Pendekatan Market-Based Reform sudah mulai digunakan sejak dua dekade lalu di berbagai negara maju melalui privatisasi, proses kompetisi dan cost-based pricing. Pendekatan ini yang dilengkapi dengan reformasi sektor telekomunikasi terbukti telah berhasil meningkatkan mutu pelyananan jasa telekomunikasi di negara maju serta meningkatkan penetrasi secara signifikan.
Pendekatan kedua dan ketiga, yaitu Mandatory Service Obligation dan pendekatan Subsidi Silang secara tradisional lebih banyak digunakan, baik di negara maju ataupun negara berkembang. Penerima lisensi penyelenggaraan jasa-jasa telekomunikasi dimintakan kontribusinya untuk membiayai program USO. Kedua mekanisme ini digunakan untuk mensubsidi daerah yang belum memiliki fasilitas atau daerah yang karena kondisinya mengakibatkan biaya instalasi sangat tinggi. Biasanya pembiayaan berasal dari pelanggan di daerah kota ataupun dari pendapatan jasa-jasa lain. Kelebihan pendapatan di daerah “gemuk” kemudian digunakan untuk memenuhi kebutuhan biaya operasi yang tinggi ataupun margin yang tipis di daerah lain. Namun saat ini praktek subsidi silang antar jenis pelayanan, seperti tarif SLJJ mensubsidi lokal dan sejenisnya, dianggap sudah tidak praktis lagi dan anti kompetisi. Dengan semakin menurunnya pendapatan operator dari sambungan internasional dan SLJJ, maka semakin sedikit pula dana subsidi yang dapat digunakan. Banyak kritik telah diajukan para ahli terhadap kedua pendekatan tersebut sehingga banyak negara meninggalkan cara-cara ini dalam membangun fasilitas USO telekomunikasi.

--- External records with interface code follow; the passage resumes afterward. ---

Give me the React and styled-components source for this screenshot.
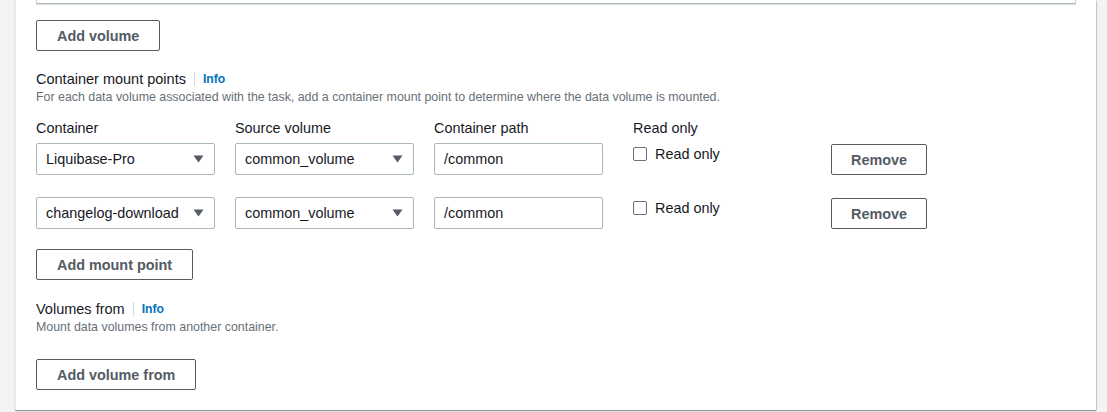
import styled, { createGlobalStyle } from "styled-components";

const GlobalStyle = createGlobalStyle`
    html, body {
        margin: 0;
        padding: 0;
        background: #f2f3f3;
        font-family: "Liberation Sans", Arial, sans-serif;
        color: #16191f;
    }
`;

const mounts = [
    { container: "Liquibase-Pro", volume: "common_volume", path: "/common" },
    { container: "changelog-download", volume: "common_volume", path: "/common" },
];

const Caret = () => (
    <svg width="11" height="8" viewBox="0 0 11 8">
        <path d="M0.5 0.5 L10.5 0.5 L5.5 7.5 Z" fill="#545b64" />
    </svg>
);

const Section = ({ title, description, top }) => (
    <Header $top={top}>
        <TitleLine>
            <Title>{title}</Title>
            <Divider />
            <Info>Info</Info>
        </TitleLine>
        <Description>{description}</Description>
    </Header>
);

const App = () => {
    return (
        <>
            <GlobalStyle />
            <Page>
                <Panel>
                    <PreviousBox />
                    <Button $top={16}>Add volume</Button>

                    <Section
                        top={18}
                        title="Container mount points"
                        description="For each data volume associated with the task, add a container mount point to determine where the data volume is mounted."
                    />

                    <LabelRow>
                        <FieldLabel>Container</FieldLabel>
                        <FieldLabel>Source volume</FieldLabel>
                        <FieldLabel>Container path</FieldLabel>
                        <FieldLabel>Read only</FieldLabel>
                    </LabelRow>

                    {mounts.map((m, i) => (
                        <MountRow key={i} $first={i === 0}>
                            <Select>
                                <span>{m.container}</span>
                                <Caret />
                            </Select>
                            <Select>
                                <span>{m.volume}</span>
                                <Caret />
                            </Select>
                            <Input>{m.path}</Input>
                            <CheckLabel>
                                <Box />
                                Read only
                            </CheckLabel>
                            <RemoveButton>Remove</RemoveButton>
                        </MountRow>
                    ))}

                    <Button $top={20}>Add mount point</Button>

                    <Section
                        top={19}
                        title="Volumes from"
                        description="Mount data volumes from another container."
                    />

                    <Button $top={23}>Add volume from</Button>
                </Panel>
            </Page>
        </>
    );
};

export default App;

const Page = styled.div`
    padding: 0 11px 1px 15px;
    width: 1107px;
    height: 412px;
    box-sizing: border-box;
`;

const Panel = styled.div`
    background: #fff;
    border-left: 1px solid #eaeded;
    padding: 0 20px 20px 20px;
    box-shadow: 0 1px 1px 0 rgba(0, 28, 36, 0.3), 1px 1px 1px 0 rgba(0, 28, 36, 0.15);
`;

const PreviousBox = styled.div`
    height: 3px;
    border: 1px solid #d5dbdb;
    border-top: none;
    border-bottom-color: #aab7b8;
    box-shadow: 0 1px 1px 0 rgba(0, 28, 36, 0.15);
`;

const Button = styled.button`
    display: block;
    margin-top: ${(p) => p.$top}px;
    height: 31px;
    padding: 0 20px;
    background: #fff;
    border: 1px solid #545b64;
    border-radius: 2px;
    color: #545b64;
    font-family: "Liberation Sans", Arial, sans-serif;
    font-size: 14.4px;
    font-weight: 700;
`;

const Header = styled.div`
    margin-top: ${(p) => p.$top}px;
`;

const TitleLine = styled.div`
    display: flex;
    align-items: center;
    height: 20px;
`;

const Title = styled.span`
    font-size: 14.5px;
    line-height: 20px;
    color: #16191f;
`;

const Divider = styled.span`
    width: 1px;
    height: 14px;
    background: #d5dbdb;
    margin: 0 8px;
`;

const Info = styled.span`
    font-size: 12.2px;
    font-weight: 700;
    color: #0073bb;
`;

const Description = styled.div`
    font-size: 12.4px;
    line-height: 17px;
    color: #687078;
`;

const LabelRow = styled.div`
    display: grid;
    grid-template-columns: 179px 179px 179px 178px auto;
    column-gap: 20px;
    margin-top: 12px;
`;

const FieldLabel = styled.div`
    font-size: 14.4px;
    line-height: 20px;
`;

const MountRow = styled.div`
    display: grid;
    grid-template-columns: 179px 179px 179px 178px auto;
    column-gap: 20px;
    align-items: start;
    margin-top: ${(p) => (p.$first ? 5 : 22)}px;
`;

const Field = styled.div`
    height: 32px;
    box-sizing: border-box;
    border: 1px solid #aab7b8;
    border-radius: 2px;
    padding: 0 9px;
    display: flex;
    align-items: center;
    font-size: 14.4px;
    color: #16191f;
`;

const Select = styled(Field)`
    justify-content: space-between;
    padding-right: 10px;
`;

const Input = styled(Field)`
    width: 169px;
`;

const CheckLabel = styled.label`
    display: flex;
    align-items: center;
    gap: 8px;
    padding-top: 1px;
    font-size: 14.4px;
    line-height: 20px;
`;

const Box = styled.span`
    width: 12px;
    height: 12px;
    border: 1px solid #687078;
    border-radius: 2px;
`;

const RemoveButton = styled.button`
    justify-self: start;
    width: 96px;
    height: 31px;
    margin-top: 1px;
    background: #fff;
    border: 1px solid #545b64;
    border-radius: 2px;
    color: #545b64;
    font-family: "Liberation Sans", Arial, sans-serif;
    font-size: 14.4px;
    font-weight: 700;
`;
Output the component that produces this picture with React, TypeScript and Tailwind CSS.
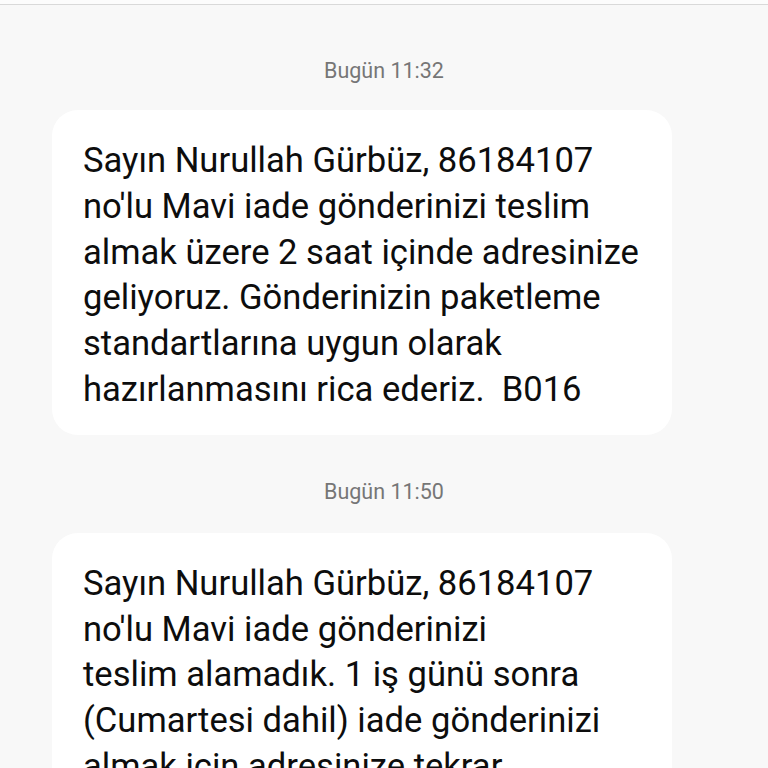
const messages = [
  {
    time: "Bugün 11:32",
    lines: [
      "Sayın Nurullah Gürbüz, 86184107",
      "no'lu Mavi iade gönderinizi teslim",
      "almak üzere 2 saat içinde adresinize",
      "geliyoruz. Gönderinizin paketleme",
      "standartlarına uygun olarak",
      "hazırlanmasını rica ederiz.\u00a0\u00a0B016",
    ],
  },
  {
    time: "Bugün 11:50",
    lines: [
      "Sayın Nurullah Gürbüz, 86184107",
      "no'lu Mavi iade gönderinizi",
      "teslim alamadık. 1 iş günü sonra",
      "(Cumartesi dahil) iade gönderinizi",
      "almak için adresinize tekrar",
      "geleceğiz.",
    ],
  },
];

export default function App() {
  return (
    <div
      className="min-h-screen bg-[#f8f8f8] overflow-hidden"
      style={{ height: 768, fontFamily: "Roboto, 'Noto Sans', sans-serif" }}
    >
      <div className="h-[5px] bg-[#fcfcfc] border-b border-[#d9d9d9]" />
      {messages.map((m, i) => (
        <div key={i}>
          <div
            className={`text-center text-[21.5px] leading-[24px] text-[#767676] ${
              i === 0 ? "mt-[54px] mb-[27px]" : "mt-[45px] mb-[29px]"
            }`}
          >
            {m.time}
          </div>
          <div className="ml-[52px] w-[620px] bg-white rounded-[26px] pl-[31px] pr-4 pt-[28px] pb-[22px]">
            {m.lines.map((l, j) => (
              <div
                key={j}
                className="whitespace-nowrap text-[34.6px] leading-[45.8px] text-[#0d0d0d]"
              >
                {l}
              </div>
            ))}
          </div>
        </div>
      ))}
    </div>
  );
}
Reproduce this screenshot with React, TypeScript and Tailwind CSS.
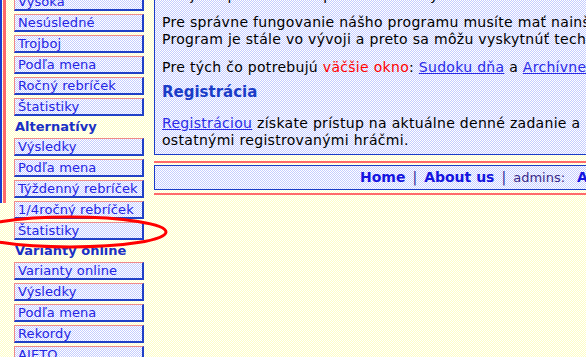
import React from "react";

const yellowBg =
  "bg-[image:repeating-conic-gradient(#ffffc4_0_25%,#ffffff_0_50%)] bg-[length:2px_2px]";
const blueBg =
  "bg-[image:repeating-conic-gradient(#c4ccff_0_25%,#ffffff_0_50%)] bg-[length:2px_2px]";

type Entry = { label: string; header?: boolean };

const menu: Entry[] = [
  { label: "Výsoka" },
  { label: "Nesúsledné" },
  { label: "Trojboj" },
  { label: "Podľa mena" },
  { label: "Ročný rebríček" },
  { label: "Štatistiky" },
  { label: "Alternatívy", header: true },
  { label: "Výsledky" },
  { label: "Podľa mena" },
  { label: "Týždenný rebríček" },
  { label: "1/4ročný rebríček" },
  { label: "Štatistiky" },
  { label: "Varianty online", header: true },
  { label: "Varianty online" },
  { label: "Výsledky" },
  { label: "Podľa mena" },
  { label: "Rekordy" },
  { label: "AJETO" },
];

function MenuItem({ label }: { label: string }) {
  return (
    <a
      className={`block h-[18px] border-t border-l border-r-2 border-b-2 border-t-[#f08a8a] border-l-[#f08a8a] border-r-[#2040c8] border-b-[#2040c8] pl-[3px] text-[13px] leading-[15px] tracking-[0.1px] text-[#2424e4] whitespace-nowrap ${blueBg}`}
    >
      {label}
    </a>
  );
}

function SideMenu() {
  return (
    <div className="ml-[8px] flex w-[130px] shrink-0 flex-col gap-[3px] pt-[13px]">
      {menu.map((m, i) =>
        m.header ? (
          <div
            key={i}
            className="pl-[1px] text-[13px] font-bold leading-[16px] text-[#1a30c4]"
          >
            {m.label}
          </div>
        ) : (
          <MenuItem key={i} label={m.label} />
        )
      )}
    </div>
  );
}

function MainBox() {
  return (
    <div
      className={`border border-[#1a3cc8] px-[7px] pt-[6px] pb-[5px] text-[14px] leading-[17px] tracking-[0.3px] text-black whitespace-nowrap ${blueBg}`}
    >
      <p>Vitajte v pravidelnom prehľade denných sudoku úloh a ich výsledkov.</p>
      <p className="mt-[10px]">
        Pre správne fungovanie nášho programu musíte mať nainštalovanú Javu.
        <br />
        Program je stále vo vývoji a preto sa môžu vyskytnúť technické problémy.
      </p>
      <p className="mt-[11px]">
        Pre tých čo potrebujú <span className="text-[#ff0000]">väčšie okno</span>:{" "}
        <a className="text-[#2a2ae8] underline">Sudoku dňa</a> a{" "}
        <a className="text-[#2a2ae8] underline">Archívne sudoku</a>
      </p>
      <h2 className="mt-[7px] text-[15px] font-bold leading-[18px] tracking-normal text-[#1a3cc8]">
        Registrácia
      </h2>
      <p className="mt-[14px]">
        <a className="text-[#2a2ae8] underline">Registráciou</a> získate prístup na
        aktuálne denné zadanie a možnosť porovnať sa s
        <br />
        ostatnými registrovanými hráčmi.
      </p>
    </div>
  );
}

function Footer() {
  return (
    <div className="mt-[6px] flex flex-col">
      <div className="h-[2px] bg-[#ff6a6a]" />
      <div
        className={`mt-[2px] flex h-[25px] items-center border-t border-b border-l border-[#1a3cc8] pl-[205px] text-[14px] leading-[17px] whitespace-nowrap ${blueBg}`}
      >
        <a className="font-bold text-[#1414e0]">Home</a>
        <span className="px-[7px] text-[#2a2a9a]">|</span>
        <a className="font-bold text-[#1414e0]">About us</a>
        <span className="px-[7px] text-[#2a2a9a]">|</span>
        <span className="text-[13px] text-[#3a2a8a]">admins:</span>
        <a className="ml-[12px] font-bold text-[#1414e0]">Andrej, Peter</a>
      </div>
      <div className="mt-[3px] h-[2px] bg-[#ff6a6a]" />
    </div>
  );
}

export default function App() {
  return (
    <div
      className={`relative h-[357px] w-[586px] overflow-hidden font-['DejaVu_Sans',sans-serif] ${yellowBg}`}
    >
      <div className="-mt-[20px] flex items-start">
        <div className="flex h-[223px] shrink-0">
          <div className="w-[2px] bg-[#1a3cd0]" />
          <div className="w-px" />
          <div className="w-[3px] bg-[#ff6a6a]" />
        </div>
        <SideMenu />
        <div className="ml-[10px] w-[780px] shrink-0">
          <MainBox />
          <Footer />
        </div>
      </div>
      <svg
        className="pointer-events-none absolute left-0 top-0"
        width="586"
        height="357"
      >
        <ellipse
          cx="70"
          cy="232"
          rx="96"
          ry="15"
          fill="none"
          stroke="#ff0000"
          strokeWidth="3"
        />
      </svg>
    </div>
  );
}
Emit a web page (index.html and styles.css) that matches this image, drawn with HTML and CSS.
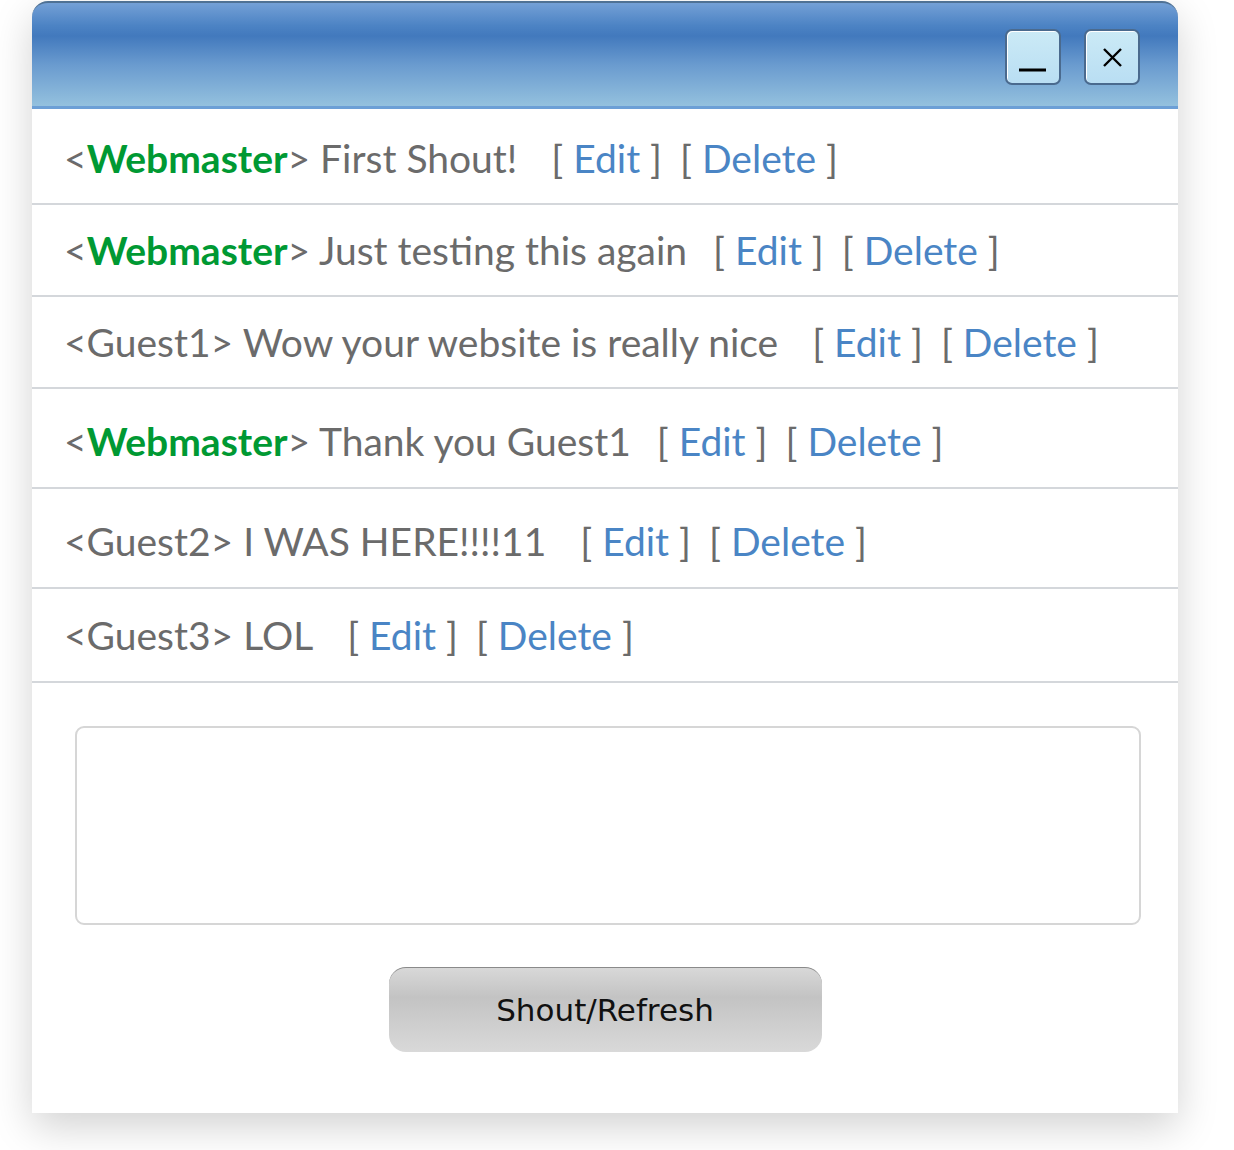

Pendekatan keempat, Access Deficit Charges, telah digunakan di beberapa negara. Cara ini hampir mirip dengan subsidi silang, tetapi telah dimodifikasi sehingga memenuhi tuntutan pasar. Biasanya para operator lain membayar subsidi untuk membiayai total defisit yang dialami operator incumbent dalam penyediaan jasa lokal yang biasanya dibawah tingkat harga normal. Namun cara yang pernah dilaksanakan di Australia dan Canada ini juga dirasakan tidak efisien dan anti kompetisi. Hal tersebut telah memakasa Australia dan Canada untuk melakukan modifikasi, sementara Inggris sama sekali telah menghentikan pendekatan ini.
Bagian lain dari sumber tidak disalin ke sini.